We consider the color communication model with the IB objective of efficient compression (IB model) and, as a baseline for comparison, with RKK’s efficiency objective (RKK+ model, see SI Appendix, section 4). We consider each model with the LI source and again with the uniform source. Because the LI source is estimated from the naming data, it is necessary to control for overfitting. Therefore, we performed fivefold cross-validation over the languages used for estimating the LI source. Table 1 shows that IB with the LI source provides the best account of the data. Similar results are obtained when estimating the LI source from all folds, and therefore the results with this source (SI Appendix, Fig. S1) are used for the figures. Table 1 and Fig. 3 show that all languages are near-optimally efficient with $β_{l}$ that is only slightly greater than 1; this means that for color naming, maximizing accuracy is only slightly more important than minimizing complexity. These trade-offs correspond to the steepest part of the IB curve, in which every additional bit in complexity contributes the most to the accuracy of communication. In this sense, naturally occurring color-naming systems lie along the most active area of the curve, before the point of diminishing returns.

Table 1.

Quantitative evaluation via fivefold cross-validation

Source	Model	$ε_{l}$	gNID	NID	$β_{l}$
LI	IB	0.18 (±0.07)	0.18 (±0.10)	0.31 (±0.07)	1.03 (±0.01)
	RKK+	0.70 (±0.23)	0.47 (±0.10)	0.32 (±0.10)
U	IB	0.24 (±0.09)	0.39 (±0.12)	0.56 (±0.07)	1.06 (±0.01)
	RKK+	0.95 (±0.22)	0.65 (±0.08)	0.50 (±0.10)

Open in a new tab

Shown are averages over left-out languages ± 1 SD for the LI and uniform (U) source distributions. Lower values of ε_∕ , gNID, and NID are better. Best scores are in boldface.
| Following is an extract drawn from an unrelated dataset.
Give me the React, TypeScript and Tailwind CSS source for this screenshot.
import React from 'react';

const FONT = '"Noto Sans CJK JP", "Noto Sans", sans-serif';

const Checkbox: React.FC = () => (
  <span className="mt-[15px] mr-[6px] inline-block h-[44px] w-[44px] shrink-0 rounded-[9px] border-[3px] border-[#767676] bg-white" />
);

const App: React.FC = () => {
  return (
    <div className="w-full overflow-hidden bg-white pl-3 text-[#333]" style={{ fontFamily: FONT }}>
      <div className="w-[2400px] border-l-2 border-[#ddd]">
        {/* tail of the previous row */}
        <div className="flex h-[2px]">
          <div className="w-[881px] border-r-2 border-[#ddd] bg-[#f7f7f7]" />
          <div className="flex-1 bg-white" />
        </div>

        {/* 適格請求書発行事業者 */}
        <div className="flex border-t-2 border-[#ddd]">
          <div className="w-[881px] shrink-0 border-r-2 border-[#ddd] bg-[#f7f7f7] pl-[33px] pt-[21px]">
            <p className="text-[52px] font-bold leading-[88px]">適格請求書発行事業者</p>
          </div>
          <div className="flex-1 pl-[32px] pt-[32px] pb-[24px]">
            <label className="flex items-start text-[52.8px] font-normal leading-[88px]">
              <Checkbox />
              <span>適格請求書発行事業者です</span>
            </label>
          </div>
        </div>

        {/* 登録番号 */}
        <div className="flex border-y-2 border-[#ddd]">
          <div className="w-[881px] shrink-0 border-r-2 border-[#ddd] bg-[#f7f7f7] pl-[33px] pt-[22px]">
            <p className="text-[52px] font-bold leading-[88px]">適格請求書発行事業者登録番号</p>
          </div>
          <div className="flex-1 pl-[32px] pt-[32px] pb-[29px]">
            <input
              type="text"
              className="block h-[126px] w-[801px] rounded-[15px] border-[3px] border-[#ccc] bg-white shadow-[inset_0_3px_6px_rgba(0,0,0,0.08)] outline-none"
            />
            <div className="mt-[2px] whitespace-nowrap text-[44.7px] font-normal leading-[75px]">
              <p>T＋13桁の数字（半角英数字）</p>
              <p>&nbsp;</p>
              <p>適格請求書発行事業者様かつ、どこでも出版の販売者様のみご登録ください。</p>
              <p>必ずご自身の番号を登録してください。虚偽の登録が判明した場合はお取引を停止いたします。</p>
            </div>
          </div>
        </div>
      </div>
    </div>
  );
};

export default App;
IB achieves 74% improvement in $ε_{l}$ and 61% improvement in gNID compared to RKK+ with the LI source; however, the difference in NID is not substantial. Similar behavior appears with the uniform source. This result makes sense: The RKK+ bounds correspond to deterministic limits of suboptimal IB curves in which the lexicon size is restricted (SI Appendix, section 4.6). Because RKK’s objective predicts deterministic color-naming systems, it can account for mode maps but not for full color-naming distributions.
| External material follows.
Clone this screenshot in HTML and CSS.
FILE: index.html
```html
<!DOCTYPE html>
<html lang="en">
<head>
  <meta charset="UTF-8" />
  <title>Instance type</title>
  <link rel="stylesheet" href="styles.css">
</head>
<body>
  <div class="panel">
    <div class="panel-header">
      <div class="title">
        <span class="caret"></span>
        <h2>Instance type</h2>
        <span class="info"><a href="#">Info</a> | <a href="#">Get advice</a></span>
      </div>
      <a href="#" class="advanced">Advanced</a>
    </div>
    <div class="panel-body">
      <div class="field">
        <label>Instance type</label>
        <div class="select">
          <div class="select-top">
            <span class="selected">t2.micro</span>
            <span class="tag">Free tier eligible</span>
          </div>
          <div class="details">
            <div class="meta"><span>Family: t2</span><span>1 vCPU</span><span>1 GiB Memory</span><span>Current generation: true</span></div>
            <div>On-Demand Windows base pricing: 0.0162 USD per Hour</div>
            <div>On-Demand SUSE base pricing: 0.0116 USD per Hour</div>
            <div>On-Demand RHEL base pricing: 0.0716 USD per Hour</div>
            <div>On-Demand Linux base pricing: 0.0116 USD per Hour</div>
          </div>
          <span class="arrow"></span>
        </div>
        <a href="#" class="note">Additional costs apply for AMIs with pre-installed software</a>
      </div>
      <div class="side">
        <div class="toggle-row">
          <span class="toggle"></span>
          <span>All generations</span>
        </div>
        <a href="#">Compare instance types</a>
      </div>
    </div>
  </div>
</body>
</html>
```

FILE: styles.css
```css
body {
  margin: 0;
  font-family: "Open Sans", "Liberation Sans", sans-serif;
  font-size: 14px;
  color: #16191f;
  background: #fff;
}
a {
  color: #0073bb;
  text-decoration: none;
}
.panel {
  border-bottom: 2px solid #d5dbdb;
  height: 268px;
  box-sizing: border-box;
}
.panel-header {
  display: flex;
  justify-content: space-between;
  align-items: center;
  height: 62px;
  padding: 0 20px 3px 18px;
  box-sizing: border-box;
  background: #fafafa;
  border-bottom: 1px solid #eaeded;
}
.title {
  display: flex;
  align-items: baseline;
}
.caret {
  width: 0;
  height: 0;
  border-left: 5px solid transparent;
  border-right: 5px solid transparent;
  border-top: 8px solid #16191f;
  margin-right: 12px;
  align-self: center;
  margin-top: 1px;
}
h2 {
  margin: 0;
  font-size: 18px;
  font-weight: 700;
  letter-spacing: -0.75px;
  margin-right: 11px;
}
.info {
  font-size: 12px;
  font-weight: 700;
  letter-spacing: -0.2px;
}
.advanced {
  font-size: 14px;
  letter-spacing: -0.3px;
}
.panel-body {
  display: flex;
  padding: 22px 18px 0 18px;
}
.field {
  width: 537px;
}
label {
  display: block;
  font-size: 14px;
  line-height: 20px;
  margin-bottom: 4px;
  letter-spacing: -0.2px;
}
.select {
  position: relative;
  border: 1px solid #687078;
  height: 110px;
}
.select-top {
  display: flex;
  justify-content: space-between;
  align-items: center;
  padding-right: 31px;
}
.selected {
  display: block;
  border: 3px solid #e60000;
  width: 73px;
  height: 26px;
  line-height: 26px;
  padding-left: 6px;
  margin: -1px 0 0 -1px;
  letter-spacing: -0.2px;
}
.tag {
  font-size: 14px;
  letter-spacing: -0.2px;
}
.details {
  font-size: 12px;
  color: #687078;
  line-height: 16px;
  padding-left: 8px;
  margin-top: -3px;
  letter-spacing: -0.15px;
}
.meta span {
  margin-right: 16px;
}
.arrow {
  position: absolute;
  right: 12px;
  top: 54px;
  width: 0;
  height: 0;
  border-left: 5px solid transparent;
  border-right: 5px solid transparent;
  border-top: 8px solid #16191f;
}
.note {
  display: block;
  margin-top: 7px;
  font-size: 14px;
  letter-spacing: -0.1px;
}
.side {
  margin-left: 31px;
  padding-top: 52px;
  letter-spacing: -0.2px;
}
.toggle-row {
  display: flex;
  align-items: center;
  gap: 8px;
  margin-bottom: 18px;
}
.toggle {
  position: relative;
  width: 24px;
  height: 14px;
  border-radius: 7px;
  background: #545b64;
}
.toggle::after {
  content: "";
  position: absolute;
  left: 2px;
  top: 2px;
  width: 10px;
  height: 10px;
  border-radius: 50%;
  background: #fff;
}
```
Although Table 1 and Fig. 3 suggest that color-naming systems in the world’s languages are near-optimally efficient, a possible objection is that perhaps most reasonable naming systems are near optimal according to IB, such that there is nothing privileged about the actual naming systems we consider. To rule out the possibility that IB is too permissive, we follow ref. 6 and construct for each language a control set of 39 hypothetical variants of that language’s color-naming system, by rotating that naming system in the hue dimension across the columns of the WCS palette (SI Appendix, section 8). A total of 93% of the languages achieve better trade-offs than any of their hypothetical variants, and the remaining 7% achieve better trade-offs than most of their variants (Fig. 3).
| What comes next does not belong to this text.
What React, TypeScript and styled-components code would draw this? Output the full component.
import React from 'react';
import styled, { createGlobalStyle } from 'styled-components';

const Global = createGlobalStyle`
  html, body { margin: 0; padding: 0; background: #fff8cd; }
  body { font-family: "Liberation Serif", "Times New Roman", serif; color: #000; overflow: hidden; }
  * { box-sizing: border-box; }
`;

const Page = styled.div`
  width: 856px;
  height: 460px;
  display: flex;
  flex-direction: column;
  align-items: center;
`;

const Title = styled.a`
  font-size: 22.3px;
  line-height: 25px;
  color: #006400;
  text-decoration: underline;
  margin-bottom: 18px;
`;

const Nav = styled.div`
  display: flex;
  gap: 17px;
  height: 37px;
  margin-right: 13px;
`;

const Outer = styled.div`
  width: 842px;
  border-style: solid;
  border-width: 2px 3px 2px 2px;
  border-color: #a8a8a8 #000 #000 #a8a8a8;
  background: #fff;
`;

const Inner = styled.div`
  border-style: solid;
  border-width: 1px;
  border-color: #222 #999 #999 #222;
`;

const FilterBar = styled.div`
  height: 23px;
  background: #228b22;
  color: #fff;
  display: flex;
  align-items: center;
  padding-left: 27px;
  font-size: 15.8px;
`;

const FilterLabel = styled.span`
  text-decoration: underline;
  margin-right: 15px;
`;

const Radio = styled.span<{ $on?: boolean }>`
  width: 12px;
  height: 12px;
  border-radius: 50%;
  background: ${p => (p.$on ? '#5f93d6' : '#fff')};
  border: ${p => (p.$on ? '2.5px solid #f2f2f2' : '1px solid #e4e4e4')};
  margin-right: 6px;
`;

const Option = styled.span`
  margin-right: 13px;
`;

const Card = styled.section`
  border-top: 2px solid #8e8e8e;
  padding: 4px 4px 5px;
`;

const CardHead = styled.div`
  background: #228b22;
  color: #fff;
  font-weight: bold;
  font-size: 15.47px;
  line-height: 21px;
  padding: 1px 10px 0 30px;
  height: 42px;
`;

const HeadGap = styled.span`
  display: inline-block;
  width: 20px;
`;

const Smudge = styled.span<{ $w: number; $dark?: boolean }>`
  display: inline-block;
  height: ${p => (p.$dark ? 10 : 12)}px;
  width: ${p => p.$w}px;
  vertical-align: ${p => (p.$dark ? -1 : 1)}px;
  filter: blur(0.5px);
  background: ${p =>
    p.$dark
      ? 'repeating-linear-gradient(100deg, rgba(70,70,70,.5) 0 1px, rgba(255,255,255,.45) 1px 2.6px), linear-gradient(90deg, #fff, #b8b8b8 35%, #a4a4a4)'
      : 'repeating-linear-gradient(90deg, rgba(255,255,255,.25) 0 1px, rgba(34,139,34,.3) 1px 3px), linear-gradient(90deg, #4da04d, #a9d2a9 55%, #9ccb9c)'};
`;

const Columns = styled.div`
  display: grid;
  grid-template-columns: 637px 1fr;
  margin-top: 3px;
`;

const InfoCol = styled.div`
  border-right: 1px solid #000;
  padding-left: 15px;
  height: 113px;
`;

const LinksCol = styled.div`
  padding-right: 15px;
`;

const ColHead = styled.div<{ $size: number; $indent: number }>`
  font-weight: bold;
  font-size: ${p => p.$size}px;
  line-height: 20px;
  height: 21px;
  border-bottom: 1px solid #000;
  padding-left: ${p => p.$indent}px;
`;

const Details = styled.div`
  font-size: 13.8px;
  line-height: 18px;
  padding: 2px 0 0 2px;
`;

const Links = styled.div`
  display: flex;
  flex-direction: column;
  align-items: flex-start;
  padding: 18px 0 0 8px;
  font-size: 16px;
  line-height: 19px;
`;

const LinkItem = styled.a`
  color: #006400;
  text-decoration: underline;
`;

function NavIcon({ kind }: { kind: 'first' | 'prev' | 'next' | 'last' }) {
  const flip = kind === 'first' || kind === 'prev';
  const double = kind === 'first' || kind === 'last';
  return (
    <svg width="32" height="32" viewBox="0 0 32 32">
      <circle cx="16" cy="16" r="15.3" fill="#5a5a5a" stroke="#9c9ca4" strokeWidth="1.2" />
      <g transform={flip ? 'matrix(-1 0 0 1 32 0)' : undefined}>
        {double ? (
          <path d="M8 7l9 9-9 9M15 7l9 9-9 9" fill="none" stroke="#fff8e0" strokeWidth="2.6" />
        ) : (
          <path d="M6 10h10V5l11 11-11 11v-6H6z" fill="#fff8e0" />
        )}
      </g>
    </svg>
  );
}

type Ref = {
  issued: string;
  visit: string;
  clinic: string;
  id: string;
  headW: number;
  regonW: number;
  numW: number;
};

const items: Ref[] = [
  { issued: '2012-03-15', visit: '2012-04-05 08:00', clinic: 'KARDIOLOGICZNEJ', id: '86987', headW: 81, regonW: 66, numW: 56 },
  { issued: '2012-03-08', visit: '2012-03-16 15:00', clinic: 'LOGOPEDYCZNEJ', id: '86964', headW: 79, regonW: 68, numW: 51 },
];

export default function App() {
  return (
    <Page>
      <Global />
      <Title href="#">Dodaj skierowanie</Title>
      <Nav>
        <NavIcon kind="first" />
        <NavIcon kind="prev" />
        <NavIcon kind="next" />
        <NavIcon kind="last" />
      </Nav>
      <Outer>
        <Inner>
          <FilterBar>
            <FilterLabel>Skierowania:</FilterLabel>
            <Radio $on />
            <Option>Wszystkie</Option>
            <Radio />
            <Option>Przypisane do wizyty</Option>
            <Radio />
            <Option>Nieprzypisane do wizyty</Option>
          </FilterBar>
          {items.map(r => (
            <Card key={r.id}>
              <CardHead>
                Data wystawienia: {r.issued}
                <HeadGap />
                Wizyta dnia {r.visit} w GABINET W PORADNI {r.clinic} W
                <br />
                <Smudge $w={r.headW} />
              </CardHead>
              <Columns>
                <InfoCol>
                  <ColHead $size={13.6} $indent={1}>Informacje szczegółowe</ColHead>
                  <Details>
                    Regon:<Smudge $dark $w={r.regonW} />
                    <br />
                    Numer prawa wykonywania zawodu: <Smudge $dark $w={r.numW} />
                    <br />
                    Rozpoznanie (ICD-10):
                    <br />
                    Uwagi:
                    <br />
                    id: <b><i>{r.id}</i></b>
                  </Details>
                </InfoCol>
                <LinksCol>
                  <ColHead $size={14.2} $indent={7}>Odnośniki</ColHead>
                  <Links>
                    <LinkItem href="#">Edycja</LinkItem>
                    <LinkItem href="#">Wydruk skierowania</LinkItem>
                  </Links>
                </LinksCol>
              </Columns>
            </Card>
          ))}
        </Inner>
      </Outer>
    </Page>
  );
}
The quantitative results in Table 1 are supported by visual comparison of the naming data with IB-optimal systems. Fig. 4 shows that IB accounts to a large extent for the structure of color naming in four languages with increasing complexity. Similar results for all languages are presented in SI Appendix, section 10. The category colors in Fig. 4 correspond to the color centroids of each category, and it can be seen that the data centroids are similar to the corresponding IB centroids. In addition, the IB encoders exhibit soft category boundaries and sometimes leave parts of color space without a clearly dominant name, as is seen empirically (9, 13). Note that the qualitatively different solutions along the IB rows are caused solely by small changes in $β$ . This single parameter controls the complexity and accuracy of the IB solutions.

Tracking the IB centroids along the IB curve (Fig. 5) reveals a hierarchy of color categories. These categories evolve through an annealing process (28), by gradually increasing $β$ (SI Appendix, Movie S1). During this process, the IB systems undergo a sequence of structural phase transitions, in which the number of distinguishable color categories increases—corresponding to transitions between discrete stages in Berlin and Kay’s (11) proposal. Near these critical points, however, one often finds inconsistent, low-consensus naming—consistent with more continuous views of color category evolution (9, 12, 13). It is in this sense that the IB principle provides a single explanation for aspects of the data that have traditionally been associated with these different positions.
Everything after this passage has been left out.